[PROVIDED INFORMATION]

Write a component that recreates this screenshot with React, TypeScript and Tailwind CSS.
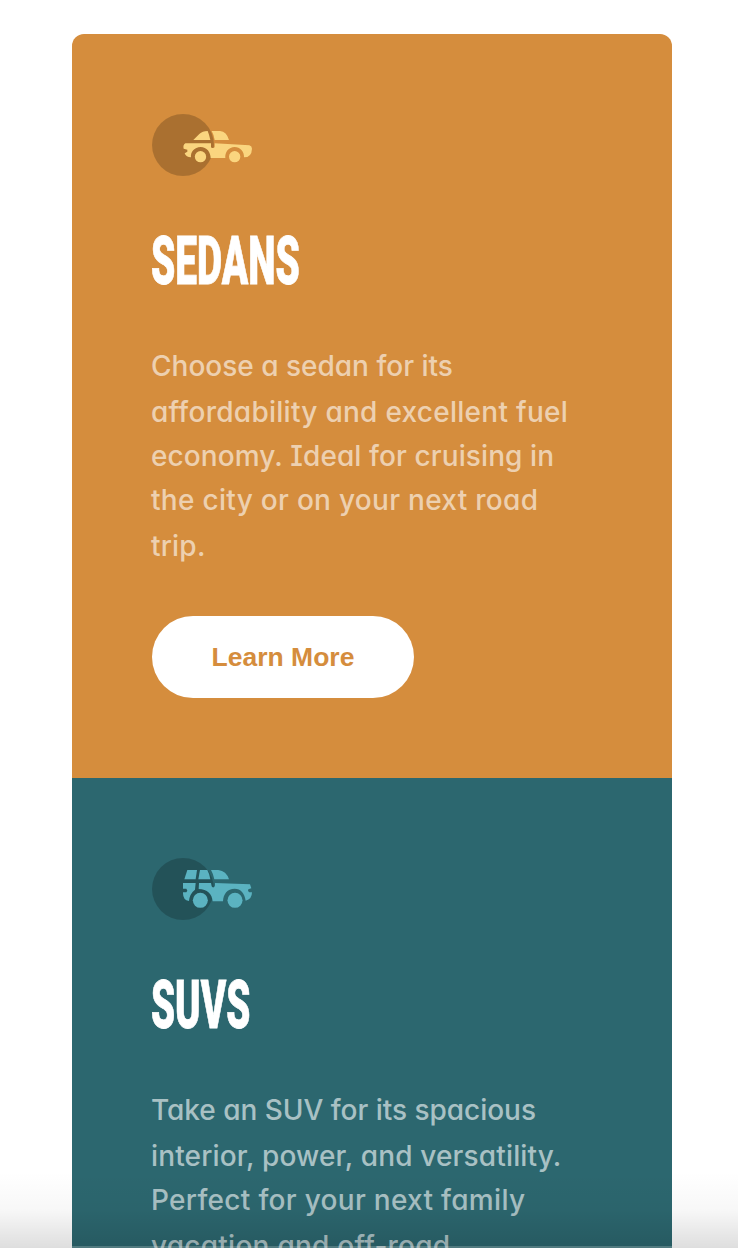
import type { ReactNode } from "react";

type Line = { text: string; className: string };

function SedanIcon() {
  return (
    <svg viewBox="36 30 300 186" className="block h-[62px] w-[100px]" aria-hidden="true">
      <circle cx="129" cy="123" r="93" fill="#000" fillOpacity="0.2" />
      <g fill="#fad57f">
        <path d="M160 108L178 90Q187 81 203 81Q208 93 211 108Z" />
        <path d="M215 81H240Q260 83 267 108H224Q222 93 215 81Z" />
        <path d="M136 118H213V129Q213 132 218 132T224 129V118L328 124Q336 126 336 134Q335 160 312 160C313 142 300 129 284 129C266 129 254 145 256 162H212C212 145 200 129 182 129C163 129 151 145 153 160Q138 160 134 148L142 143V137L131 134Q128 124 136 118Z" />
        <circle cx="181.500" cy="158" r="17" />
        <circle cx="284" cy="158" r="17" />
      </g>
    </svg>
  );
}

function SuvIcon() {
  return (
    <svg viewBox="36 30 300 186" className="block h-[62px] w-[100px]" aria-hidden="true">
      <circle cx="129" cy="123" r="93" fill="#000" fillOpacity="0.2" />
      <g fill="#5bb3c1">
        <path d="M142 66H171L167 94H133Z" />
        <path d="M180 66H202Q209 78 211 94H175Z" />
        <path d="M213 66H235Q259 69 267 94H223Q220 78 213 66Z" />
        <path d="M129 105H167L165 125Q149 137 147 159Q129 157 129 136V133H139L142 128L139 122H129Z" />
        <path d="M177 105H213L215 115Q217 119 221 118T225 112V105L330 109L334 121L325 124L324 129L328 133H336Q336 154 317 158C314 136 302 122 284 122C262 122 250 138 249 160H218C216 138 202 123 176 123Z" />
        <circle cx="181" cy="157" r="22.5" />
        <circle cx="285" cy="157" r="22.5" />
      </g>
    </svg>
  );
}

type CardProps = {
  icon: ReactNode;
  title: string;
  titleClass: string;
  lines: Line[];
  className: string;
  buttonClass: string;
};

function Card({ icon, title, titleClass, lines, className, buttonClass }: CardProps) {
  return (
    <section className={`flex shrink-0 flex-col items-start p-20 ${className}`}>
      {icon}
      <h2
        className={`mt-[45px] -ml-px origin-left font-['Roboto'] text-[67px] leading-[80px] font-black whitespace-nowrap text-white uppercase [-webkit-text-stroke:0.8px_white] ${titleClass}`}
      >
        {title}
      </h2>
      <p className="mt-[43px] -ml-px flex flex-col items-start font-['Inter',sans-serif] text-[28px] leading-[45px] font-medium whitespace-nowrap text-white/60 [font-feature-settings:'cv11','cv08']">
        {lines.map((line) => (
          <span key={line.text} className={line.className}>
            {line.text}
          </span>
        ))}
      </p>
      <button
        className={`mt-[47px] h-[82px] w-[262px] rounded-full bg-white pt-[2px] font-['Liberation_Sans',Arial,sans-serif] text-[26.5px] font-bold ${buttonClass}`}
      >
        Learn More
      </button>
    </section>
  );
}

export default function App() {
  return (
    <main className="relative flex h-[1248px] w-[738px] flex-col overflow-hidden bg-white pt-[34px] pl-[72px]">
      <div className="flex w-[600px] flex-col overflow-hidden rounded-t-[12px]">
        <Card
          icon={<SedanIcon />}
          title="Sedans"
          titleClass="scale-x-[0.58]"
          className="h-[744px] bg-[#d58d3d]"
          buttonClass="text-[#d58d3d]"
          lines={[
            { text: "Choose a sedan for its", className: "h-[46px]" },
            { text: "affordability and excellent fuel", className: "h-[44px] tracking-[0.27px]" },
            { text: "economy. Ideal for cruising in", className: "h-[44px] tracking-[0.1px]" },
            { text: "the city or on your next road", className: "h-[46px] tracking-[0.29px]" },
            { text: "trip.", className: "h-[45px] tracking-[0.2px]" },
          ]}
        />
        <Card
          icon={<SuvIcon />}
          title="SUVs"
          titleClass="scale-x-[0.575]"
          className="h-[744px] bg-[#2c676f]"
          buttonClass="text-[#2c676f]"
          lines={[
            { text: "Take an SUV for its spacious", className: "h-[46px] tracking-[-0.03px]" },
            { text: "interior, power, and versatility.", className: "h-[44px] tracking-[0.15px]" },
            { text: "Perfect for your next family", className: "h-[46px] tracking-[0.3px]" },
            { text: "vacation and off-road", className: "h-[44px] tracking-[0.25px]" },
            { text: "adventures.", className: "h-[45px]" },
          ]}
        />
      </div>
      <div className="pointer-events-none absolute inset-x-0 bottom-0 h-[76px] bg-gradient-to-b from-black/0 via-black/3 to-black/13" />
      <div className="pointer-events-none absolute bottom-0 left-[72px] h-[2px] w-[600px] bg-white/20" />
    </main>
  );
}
...
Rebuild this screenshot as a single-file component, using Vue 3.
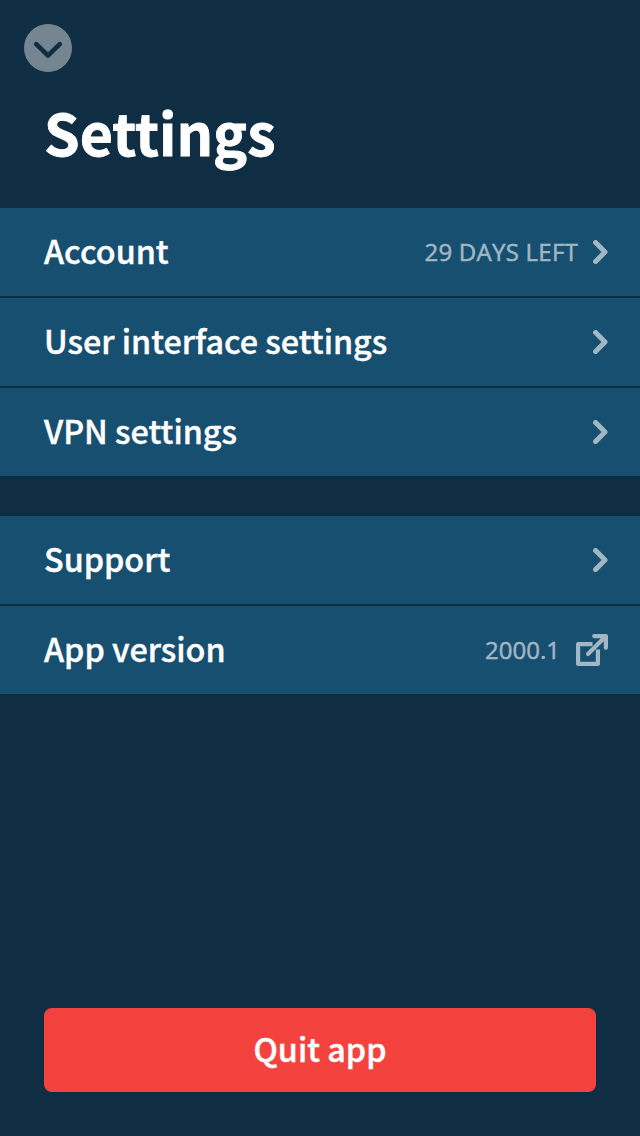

[PROBLEM STATEMENT] Copy out every line holding the string "this".

[OUTPUT]
Write a component that recreates this screenshot with React, TypeScript and Tailwind CSS.
Rebuild this screenshot as a single-file component, using Vue 3.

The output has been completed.